● **What is being asked**:
Below is a listing; copy all of it exactly.

== == ==

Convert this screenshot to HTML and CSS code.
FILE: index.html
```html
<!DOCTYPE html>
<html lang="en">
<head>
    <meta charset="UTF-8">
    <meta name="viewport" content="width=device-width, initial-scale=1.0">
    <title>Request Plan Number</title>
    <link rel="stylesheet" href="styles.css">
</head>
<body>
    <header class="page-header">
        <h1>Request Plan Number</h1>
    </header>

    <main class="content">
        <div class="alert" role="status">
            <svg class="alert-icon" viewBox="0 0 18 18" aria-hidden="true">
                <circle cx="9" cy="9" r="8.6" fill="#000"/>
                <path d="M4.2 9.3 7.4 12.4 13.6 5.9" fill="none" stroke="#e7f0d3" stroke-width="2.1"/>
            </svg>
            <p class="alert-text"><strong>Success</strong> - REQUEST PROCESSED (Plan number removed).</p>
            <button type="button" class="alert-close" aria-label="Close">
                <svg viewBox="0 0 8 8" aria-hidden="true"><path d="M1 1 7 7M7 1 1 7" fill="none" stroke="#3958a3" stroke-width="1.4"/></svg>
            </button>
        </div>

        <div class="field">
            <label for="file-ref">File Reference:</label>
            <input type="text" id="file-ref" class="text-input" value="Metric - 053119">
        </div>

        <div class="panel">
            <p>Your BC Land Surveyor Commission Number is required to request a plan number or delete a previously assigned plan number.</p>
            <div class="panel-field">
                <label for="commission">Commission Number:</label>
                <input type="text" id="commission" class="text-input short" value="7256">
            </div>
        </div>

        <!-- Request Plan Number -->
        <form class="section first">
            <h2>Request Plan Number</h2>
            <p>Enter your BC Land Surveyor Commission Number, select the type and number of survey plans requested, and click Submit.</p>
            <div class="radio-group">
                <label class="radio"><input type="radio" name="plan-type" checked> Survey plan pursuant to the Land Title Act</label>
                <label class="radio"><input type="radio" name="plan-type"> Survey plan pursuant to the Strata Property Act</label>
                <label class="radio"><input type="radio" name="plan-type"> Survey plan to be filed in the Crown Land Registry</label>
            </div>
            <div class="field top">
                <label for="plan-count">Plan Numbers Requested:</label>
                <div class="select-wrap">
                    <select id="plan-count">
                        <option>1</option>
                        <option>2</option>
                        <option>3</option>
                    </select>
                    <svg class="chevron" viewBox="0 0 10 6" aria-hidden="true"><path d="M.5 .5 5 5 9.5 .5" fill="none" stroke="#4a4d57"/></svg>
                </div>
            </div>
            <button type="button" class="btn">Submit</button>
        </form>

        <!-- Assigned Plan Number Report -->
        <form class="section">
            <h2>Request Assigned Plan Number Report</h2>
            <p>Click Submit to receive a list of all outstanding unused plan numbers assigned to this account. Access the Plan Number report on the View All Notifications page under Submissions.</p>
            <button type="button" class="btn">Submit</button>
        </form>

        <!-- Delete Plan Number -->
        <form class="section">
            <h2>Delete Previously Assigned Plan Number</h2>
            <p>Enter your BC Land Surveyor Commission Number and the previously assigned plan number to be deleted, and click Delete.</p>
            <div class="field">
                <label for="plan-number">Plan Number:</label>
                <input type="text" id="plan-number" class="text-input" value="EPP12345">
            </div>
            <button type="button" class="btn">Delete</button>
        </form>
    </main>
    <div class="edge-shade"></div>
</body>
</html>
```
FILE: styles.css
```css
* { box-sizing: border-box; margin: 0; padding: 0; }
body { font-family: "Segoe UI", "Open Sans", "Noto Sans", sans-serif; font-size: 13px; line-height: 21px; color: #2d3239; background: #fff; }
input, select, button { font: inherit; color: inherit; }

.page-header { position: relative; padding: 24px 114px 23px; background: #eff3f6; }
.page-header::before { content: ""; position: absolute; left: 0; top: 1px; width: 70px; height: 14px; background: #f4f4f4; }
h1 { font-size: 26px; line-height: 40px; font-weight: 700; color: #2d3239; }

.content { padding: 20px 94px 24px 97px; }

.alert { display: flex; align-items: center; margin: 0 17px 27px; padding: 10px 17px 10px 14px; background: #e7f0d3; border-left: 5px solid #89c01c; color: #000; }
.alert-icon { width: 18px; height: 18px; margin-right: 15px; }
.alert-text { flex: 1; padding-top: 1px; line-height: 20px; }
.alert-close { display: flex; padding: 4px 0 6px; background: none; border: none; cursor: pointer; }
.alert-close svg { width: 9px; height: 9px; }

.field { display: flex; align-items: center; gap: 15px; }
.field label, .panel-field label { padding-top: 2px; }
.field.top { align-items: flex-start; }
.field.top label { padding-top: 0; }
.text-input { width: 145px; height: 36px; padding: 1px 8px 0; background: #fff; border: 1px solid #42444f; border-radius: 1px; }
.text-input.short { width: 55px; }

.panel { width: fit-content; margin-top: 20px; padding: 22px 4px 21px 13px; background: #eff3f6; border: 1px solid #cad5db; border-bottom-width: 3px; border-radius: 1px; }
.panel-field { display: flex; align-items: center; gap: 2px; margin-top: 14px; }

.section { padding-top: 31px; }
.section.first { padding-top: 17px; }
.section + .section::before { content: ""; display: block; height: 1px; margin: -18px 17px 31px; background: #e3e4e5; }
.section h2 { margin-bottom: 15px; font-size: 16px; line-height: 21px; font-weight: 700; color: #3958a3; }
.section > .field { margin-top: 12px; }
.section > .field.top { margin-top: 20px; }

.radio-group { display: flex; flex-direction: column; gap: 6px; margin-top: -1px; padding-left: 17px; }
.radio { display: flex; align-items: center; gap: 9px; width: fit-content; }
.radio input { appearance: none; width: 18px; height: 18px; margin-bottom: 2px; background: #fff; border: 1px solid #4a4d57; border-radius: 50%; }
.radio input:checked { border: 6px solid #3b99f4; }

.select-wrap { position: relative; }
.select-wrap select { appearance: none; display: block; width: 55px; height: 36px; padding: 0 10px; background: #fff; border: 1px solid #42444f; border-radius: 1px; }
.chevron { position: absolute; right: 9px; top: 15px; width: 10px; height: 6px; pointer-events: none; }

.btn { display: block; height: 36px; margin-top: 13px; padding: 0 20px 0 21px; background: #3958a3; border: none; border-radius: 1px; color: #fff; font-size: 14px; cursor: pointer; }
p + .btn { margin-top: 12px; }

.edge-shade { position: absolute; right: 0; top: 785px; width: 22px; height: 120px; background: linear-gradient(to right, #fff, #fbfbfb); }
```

== == ==

● **The answer**:
Convert this screenshot to HTML and CSS code.
FILE: index.html
```html
<!DOCTYPE html>
<html lang="en">
<head>
    <meta charset="UTF-8">
    <meta name="viewport" content="width=device-width, initial-scale=1.0">
    <title>Request Plan Number</title>
    <link rel="stylesheet" href="styles.css">
</head>
<body>
    <header class="page-header">
        <h1>Request Plan Number</h1>
    </header>

    <main class="content">
        <div class="alert" role="status">
            <svg class="alert-icon" viewBox="0 0 18 18" aria-hidden="true">
                <circle cx="9" cy="9" r="8.6" fill="#000"/>
                <path d="M4.2 9.3 7.4 12.4 13.6 5.9" fill="none" stroke="#e7f0d3" stroke-width="2.1"/>
            </svg>
            <p class="alert-text"><strong>Success</strong> - REQUEST PROCESSED (Plan number removed).</p>
            <button type="button" class="alert-close" aria-label="Close">
                <svg viewBox="0 0 8 8" aria-hidden="true"><path d="M1 1 7 7M7 1 1 7" fill="none" stroke="#3958a3" stroke-width="1.4"/></svg>
            </button>
        </div>

        <div class="field">
            <label for="file-ref">File Reference:</label>
            <input type="text" id="file-ref" class="text-input" value="Metric - 053119">
        </div>

        <div class="panel">
            <p>Your BC Land Surveyor Commission Number is required to request a plan number or delete a previously assigned plan number.</p>
            <div class="panel-field">
                <label for="commission">Commission Number:</label>
                <input type="text" id="commission" class="text-input short" value="7256">
            </div>
        </div>

        <!-- Request Plan Number -->
        <form class="section first">
            <h2>Request Plan Number</h2>
            <p>Enter your BC Land Surveyor Commission Number, select the type and number of survey plans requested, and click Submit.</p>
            <div class="radio-group">
                <label class="radio"><input type="radio" name="plan-type" checked> Survey plan pursuant to the Land Title Act</label>
                <label class="radio"><input type="radio" name="plan-type"> Survey plan pursuant to the Strata Property Act</label>
                <label class="radio"><input type="radio" name="plan-type"> Survey plan to be filed in the Crown Land Registry</label>
            </div>
            <div class="field top">
                <label for="plan-count">Plan Numbers Requested:</label>
                <div class="select-wrap">
                    <select id="plan-count">
                        <option>1</option>
                        <option>2</option>
                        <option>3</option>
                    </select>
                    <svg class="chevron" viewBox="0 0 10 6" aria-hidden="true"><path d="M.5 .5 5 5 9.5 .5" fill="none" stroke="#4a4d57"/></svg>
                </div>
            </div>
            <button type="button" class="btn">Submit</button>
        </form>

        <!-- Assigned Plan Number Report -->
        <form class="section">
            <h2>Request Assigned Plan Number Report</h2>
            <p>Click Submit to receive a list of all outstanding unused plan numbers assigned to this account. Access the Plan Number report on the View All Notifications page under Submissions.</p>
            <button type="button" class="btn">Submit</button>
        </form>

        <!-- Delete Plan Number -->
        <form class="section">
            <h2>Delete Previously Assigned Plan Number</h2>
            <p>Enter your BC Land Surveyor Commission Number and the previously assigned plan number to be deleted, and click Delete.</p>
            <div class="field">
                <label for="plan-number">Plan Number:</label>
                <input type="text" id="plan-number" class="text-input" value="EPP12345">
            </div>
            <button type="button" class="btn">Delete</button>
        </form>
    </main>
    <div class="edge-shade"></div>
</body>
</html>
```
FILE: styles.css
```css
* { box-sizing: border-box; margin: 0; padding: 0; }
body { font-family: "Segoe UI", "Open Sans", "Noto Sans", sans-serif; font-size: 13px; line-height: 21px; color: #2d3239; background: #fff; }
input, select, button { font: inherit; color: inherit; }

.page-header { position: relative; padding: 24px 114px 23px; background: #eff3f6; }
.page-header::before { content: ""; position: absolute; left: 0; top: 1px; width: 70px; height: 14px; background: #f4f4f4; }
h1 { font-size: 26px; line-height: 40px; font-weight: 700; color: #2d3239; }

.content { padding: 20px 94px 24px 97px; }

.alert { display: flex; align-items: center; margin: 0 17px 27px; padding: 10px 17px 10px 14px; background: #e7f0d3; border-left: 5px solid #89c01c; color: #000; }
.alert-icon { width: 18px; height: 18px; margin-right: 15px; }
.alert-text { flex: 1; padding-top: 1px; line-height: 20px; }
.alert-close { display: flex; padding: 4px 0 6px; background: none; border: none; cursor: pointer; }
.alert-close svg { width: 9px; height: 9px; }

.field { display: flex; align-items: center; gap: 15px; }
.field label, .panel-field label { padding-top: 2px; }
.field.top { align-items: flex-start; }
.field.top label { padding-top: 0; }
.text-input { width: 145px; height: 36px; padding: 1px 8px 0; background: #fff; border: 1px solid #42444f; border-radius: 1px; }
.text-input.short { width: 55px; }

.panel { width: fit-content; margin-top: 20px; padding: 22px 4px 21px 13px; background: #eff3f6; border: 1px solid #cad5db; border-bottom-width: 3px; border-radius: 1px; }
.panel-field { display: flex; align-items: center; gap: 2px; margin-top: 14px; }

.section { padding-top: 31px; }
.section.first { padding-top: 17px; }
.section + .section::before { content: ""; display: block; height: 1px; margin: -18px 17px 31px; background: #e3e4e5; }
.section h2 { margin-bottom: 15px; font-size: 16px; line-height: 21px; font-weight: 700; color: #3958a3; }
.section > .field { margin-top: 12px; }
.section > .field.top { margin-top: 20px; }

.radio-group { display: flex; flex-direction: column; gap: 6px; margin-top: -1px; padding-left: 17px; }
.radio { display: flex; align-items: center; gap: 9px; width: fit-content; }
.radio input { appearance: none; width: 18px; height: 18px; margin-bottom: 2px; background: #fff; border: 1px solid #4a4d57; border-radius: 50%; }
.radio input:checked { border: 6px solid #3b99f4; }

.select-wrap { position: relative; }
.select-wrap select { appearance: none; display: block; width: 55px; height: 36px; padding: 0 10px; background: #fff; border: 1px solid #42444f; border-radius: 1px; }
.chevron { position: absolute; right: 9px; top: 15px; width: 10px; height: 6px; pointer-events: none; }

.btn { display: block; height: 36px; margin-top: 13px; padding: 0 20px 0 21px; background: #3958a3; border: none; border-radius: 1px; color: #fff; font-size: 14px; cursor: pointer; }
p + .btn { margin-top: 12px; }

.edge-shade { position: absolute; right: 0; top: 785px; width: 22px; height: 120px; background: linear-gradient(to right, #fff, #fbfbfb); }
```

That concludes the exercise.